:: DIRECTIONS FOR THIS TASK ::
Extract exactly those lines that lie between the start of the material and the line with "import React from", including both boundary lines and no others.

:: RECORDS SHOWN ::

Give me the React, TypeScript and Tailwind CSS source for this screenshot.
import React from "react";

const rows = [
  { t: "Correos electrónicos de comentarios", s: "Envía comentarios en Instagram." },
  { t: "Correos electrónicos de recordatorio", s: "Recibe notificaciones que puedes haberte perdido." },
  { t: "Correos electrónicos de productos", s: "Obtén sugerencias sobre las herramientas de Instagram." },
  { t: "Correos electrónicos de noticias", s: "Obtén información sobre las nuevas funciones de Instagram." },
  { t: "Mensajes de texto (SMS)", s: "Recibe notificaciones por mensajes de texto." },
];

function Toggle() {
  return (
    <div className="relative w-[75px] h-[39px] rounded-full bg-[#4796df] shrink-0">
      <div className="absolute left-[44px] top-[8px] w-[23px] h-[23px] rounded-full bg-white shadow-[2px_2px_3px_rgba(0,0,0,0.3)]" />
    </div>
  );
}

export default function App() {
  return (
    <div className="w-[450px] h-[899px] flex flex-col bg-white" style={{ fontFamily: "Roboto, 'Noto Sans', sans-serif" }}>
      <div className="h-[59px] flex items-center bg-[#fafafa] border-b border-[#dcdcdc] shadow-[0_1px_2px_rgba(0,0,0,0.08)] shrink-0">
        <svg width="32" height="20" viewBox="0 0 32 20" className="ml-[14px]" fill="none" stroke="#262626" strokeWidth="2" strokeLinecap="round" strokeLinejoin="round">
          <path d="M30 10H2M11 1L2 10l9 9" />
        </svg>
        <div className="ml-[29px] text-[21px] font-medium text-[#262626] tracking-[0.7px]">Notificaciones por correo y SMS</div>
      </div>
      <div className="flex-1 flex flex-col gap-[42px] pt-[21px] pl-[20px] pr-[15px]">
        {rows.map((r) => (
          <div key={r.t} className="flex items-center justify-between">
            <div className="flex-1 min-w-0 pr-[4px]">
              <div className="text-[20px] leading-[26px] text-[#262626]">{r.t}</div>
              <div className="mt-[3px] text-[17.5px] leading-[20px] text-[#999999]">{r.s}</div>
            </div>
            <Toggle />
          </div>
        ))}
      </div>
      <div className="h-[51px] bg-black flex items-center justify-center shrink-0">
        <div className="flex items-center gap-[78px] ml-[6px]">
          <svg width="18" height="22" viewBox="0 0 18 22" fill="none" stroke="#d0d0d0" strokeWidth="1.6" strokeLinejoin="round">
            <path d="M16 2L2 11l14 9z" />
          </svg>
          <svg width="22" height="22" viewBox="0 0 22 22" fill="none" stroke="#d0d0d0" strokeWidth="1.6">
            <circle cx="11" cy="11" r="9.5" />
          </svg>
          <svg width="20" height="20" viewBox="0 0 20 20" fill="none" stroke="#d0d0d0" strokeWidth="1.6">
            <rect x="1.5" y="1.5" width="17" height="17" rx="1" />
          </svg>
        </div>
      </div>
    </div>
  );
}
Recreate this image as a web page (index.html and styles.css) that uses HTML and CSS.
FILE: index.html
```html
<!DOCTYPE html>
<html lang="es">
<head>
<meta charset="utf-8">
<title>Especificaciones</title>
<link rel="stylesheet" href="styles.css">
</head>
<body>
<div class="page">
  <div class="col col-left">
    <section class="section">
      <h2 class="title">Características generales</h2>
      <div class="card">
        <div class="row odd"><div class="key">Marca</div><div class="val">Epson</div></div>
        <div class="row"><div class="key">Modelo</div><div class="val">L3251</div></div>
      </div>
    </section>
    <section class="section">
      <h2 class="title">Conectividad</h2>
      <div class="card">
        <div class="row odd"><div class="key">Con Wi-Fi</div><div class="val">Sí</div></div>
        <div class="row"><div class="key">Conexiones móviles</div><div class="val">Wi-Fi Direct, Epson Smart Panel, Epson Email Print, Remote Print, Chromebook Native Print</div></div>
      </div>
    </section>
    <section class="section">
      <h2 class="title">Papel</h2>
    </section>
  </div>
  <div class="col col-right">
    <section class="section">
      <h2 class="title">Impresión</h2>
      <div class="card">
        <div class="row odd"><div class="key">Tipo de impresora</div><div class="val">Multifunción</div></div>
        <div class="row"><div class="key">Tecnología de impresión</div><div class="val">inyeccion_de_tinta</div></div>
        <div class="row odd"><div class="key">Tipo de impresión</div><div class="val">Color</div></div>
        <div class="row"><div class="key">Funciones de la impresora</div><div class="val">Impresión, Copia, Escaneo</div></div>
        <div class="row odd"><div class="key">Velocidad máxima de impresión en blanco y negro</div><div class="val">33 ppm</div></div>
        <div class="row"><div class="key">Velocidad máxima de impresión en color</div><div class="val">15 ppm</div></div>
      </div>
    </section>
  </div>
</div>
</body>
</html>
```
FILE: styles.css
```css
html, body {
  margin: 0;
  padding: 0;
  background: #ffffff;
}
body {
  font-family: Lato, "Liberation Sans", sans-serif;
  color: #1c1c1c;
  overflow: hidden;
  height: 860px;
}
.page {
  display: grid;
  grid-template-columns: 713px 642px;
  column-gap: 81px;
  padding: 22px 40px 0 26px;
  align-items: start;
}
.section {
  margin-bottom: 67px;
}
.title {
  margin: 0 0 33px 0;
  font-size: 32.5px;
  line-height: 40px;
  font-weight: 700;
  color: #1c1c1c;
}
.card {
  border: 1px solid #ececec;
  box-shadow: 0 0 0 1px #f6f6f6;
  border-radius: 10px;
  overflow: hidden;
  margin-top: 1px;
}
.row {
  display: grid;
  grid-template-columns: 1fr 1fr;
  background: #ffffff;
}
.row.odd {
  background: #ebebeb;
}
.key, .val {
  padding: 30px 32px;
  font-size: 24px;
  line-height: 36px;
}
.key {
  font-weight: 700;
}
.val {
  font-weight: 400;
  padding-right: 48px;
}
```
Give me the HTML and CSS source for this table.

:: WORKED ANSWER ::
Give me the React, TypeScript and Tailwind CSS source for this screenshot.
import React from "react";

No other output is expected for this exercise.